Scan the data below for the string "this". Copy every line where it appears.

************

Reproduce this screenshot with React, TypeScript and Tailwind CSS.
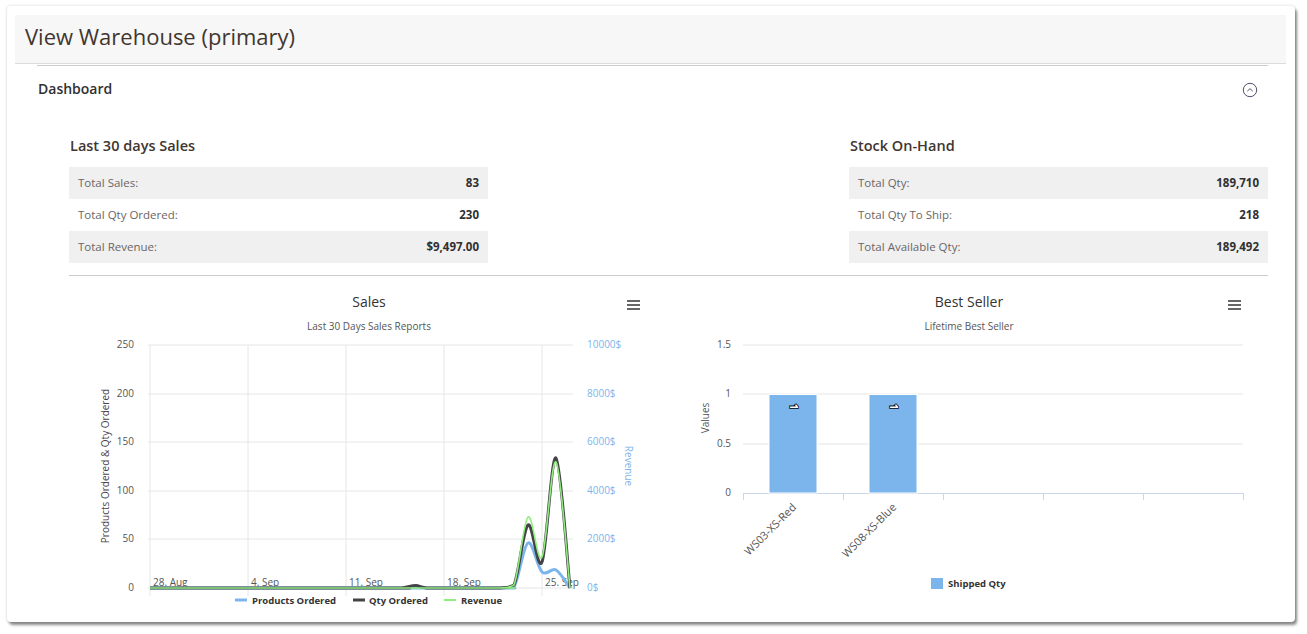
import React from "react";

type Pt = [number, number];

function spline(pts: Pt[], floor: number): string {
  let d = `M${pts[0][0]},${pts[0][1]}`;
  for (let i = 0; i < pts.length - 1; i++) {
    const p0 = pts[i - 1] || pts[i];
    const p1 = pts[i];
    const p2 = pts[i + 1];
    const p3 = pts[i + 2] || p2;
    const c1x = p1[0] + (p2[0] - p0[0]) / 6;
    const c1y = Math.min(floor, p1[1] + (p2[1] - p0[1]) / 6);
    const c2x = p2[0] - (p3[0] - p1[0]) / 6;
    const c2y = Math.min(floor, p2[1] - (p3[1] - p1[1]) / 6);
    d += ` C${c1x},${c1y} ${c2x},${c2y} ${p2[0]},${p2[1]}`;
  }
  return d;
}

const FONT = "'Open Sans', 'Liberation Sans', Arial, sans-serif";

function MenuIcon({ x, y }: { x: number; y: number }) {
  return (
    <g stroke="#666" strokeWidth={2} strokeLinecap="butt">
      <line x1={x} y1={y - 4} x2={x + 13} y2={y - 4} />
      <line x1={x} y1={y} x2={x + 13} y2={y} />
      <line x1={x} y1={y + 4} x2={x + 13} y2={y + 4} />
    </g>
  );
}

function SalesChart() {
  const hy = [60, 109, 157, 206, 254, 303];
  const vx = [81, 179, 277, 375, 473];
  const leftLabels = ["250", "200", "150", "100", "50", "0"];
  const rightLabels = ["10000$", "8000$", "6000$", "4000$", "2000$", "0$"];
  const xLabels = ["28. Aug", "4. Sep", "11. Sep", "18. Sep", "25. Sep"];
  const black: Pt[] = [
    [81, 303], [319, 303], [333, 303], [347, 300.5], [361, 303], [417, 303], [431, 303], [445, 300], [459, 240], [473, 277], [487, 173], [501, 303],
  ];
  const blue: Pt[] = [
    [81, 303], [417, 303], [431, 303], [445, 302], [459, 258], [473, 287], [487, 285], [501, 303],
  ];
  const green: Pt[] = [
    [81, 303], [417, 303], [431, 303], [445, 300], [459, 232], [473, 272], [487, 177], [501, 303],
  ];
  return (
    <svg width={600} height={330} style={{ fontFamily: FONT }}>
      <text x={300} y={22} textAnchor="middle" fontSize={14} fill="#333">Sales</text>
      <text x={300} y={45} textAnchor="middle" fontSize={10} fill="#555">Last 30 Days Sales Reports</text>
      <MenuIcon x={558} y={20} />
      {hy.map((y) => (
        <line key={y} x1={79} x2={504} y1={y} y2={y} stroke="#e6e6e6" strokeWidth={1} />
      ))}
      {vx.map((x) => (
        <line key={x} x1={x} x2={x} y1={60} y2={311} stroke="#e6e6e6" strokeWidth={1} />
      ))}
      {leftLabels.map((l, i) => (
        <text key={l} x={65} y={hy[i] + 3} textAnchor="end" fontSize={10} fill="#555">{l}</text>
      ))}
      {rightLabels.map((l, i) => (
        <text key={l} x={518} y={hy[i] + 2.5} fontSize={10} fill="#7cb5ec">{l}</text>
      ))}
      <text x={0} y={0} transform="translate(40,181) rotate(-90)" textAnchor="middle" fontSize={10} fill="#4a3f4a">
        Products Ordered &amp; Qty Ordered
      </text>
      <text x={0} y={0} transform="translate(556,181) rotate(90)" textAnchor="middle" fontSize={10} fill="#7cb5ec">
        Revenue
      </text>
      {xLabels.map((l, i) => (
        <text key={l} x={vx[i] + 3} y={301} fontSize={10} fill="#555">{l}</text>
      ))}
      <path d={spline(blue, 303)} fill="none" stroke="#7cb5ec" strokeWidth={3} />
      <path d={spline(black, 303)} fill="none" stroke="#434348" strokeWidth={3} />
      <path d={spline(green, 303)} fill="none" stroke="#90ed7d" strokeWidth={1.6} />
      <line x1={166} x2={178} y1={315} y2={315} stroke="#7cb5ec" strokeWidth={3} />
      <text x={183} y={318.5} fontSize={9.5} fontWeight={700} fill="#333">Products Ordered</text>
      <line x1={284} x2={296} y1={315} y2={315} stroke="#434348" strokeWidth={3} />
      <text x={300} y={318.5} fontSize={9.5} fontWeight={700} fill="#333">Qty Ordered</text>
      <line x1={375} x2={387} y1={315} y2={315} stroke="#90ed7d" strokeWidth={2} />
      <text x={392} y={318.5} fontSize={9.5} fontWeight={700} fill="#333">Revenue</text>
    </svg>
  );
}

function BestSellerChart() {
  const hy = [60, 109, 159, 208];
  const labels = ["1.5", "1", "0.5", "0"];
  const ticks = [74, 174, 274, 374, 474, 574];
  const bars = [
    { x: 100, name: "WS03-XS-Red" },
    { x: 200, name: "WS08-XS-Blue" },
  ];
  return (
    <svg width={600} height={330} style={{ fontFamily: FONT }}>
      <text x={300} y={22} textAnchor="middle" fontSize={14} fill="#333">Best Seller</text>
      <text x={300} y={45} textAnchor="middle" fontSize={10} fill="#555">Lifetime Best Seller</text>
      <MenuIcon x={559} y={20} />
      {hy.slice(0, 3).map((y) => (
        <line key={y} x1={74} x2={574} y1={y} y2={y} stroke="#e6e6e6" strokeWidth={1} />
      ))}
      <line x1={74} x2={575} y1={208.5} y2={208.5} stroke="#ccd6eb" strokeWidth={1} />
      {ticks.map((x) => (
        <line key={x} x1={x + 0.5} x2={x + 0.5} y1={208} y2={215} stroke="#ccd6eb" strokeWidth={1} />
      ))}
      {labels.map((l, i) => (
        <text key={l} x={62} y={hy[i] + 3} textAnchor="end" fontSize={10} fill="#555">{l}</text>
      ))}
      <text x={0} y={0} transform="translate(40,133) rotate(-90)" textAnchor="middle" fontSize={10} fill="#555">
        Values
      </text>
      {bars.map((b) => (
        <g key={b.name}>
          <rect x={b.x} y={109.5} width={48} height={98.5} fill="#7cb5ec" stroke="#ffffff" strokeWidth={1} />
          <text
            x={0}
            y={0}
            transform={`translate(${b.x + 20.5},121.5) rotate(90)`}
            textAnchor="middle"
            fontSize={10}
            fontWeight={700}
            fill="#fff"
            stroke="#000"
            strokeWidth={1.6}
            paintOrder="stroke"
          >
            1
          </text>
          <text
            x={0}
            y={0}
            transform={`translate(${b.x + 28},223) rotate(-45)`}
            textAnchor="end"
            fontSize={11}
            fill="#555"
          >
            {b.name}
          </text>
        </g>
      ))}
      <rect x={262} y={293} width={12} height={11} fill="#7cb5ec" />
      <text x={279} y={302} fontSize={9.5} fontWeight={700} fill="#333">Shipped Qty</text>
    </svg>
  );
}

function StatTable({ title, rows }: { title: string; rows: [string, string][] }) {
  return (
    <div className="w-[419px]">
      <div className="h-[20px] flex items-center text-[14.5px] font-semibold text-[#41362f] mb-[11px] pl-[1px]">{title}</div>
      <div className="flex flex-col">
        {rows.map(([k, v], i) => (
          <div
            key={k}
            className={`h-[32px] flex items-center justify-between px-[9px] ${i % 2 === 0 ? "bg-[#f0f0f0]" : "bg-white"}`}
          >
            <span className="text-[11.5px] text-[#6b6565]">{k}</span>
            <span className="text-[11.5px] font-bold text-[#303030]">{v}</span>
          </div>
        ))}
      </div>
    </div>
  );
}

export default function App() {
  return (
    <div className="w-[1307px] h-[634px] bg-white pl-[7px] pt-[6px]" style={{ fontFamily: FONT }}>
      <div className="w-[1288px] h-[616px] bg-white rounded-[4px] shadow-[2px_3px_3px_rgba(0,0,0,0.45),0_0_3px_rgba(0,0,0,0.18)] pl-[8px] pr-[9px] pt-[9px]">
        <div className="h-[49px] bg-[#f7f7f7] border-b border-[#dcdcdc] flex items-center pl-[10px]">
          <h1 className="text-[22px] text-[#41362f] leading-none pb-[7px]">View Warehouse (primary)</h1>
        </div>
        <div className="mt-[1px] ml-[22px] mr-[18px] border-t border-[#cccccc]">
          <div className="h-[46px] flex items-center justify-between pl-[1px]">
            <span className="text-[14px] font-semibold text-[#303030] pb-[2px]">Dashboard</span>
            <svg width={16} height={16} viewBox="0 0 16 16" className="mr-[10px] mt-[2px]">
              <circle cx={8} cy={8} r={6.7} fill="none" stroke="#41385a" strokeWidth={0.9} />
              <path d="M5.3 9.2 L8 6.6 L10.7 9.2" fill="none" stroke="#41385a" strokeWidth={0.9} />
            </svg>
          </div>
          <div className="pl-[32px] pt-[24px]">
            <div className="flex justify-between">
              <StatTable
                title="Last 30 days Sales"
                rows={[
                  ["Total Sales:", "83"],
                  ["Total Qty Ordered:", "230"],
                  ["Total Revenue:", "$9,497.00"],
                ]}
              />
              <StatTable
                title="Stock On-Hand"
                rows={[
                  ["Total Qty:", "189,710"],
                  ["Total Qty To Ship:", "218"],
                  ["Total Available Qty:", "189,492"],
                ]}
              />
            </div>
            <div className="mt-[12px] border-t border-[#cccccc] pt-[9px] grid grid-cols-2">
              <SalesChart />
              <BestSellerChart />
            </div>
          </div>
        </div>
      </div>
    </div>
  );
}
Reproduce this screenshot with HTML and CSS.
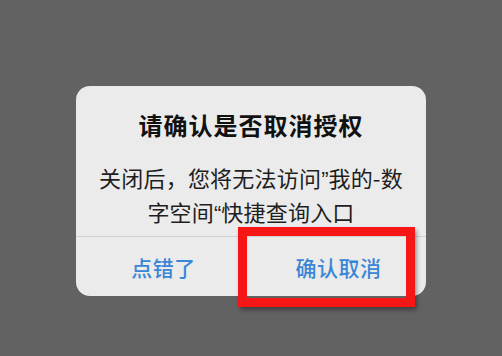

************

→ WRITTEN ANSWER
Reproduce this screenshot with React, TypeScript and Tailwind CSS.
Reproduce this screenshot with HTML and CSS.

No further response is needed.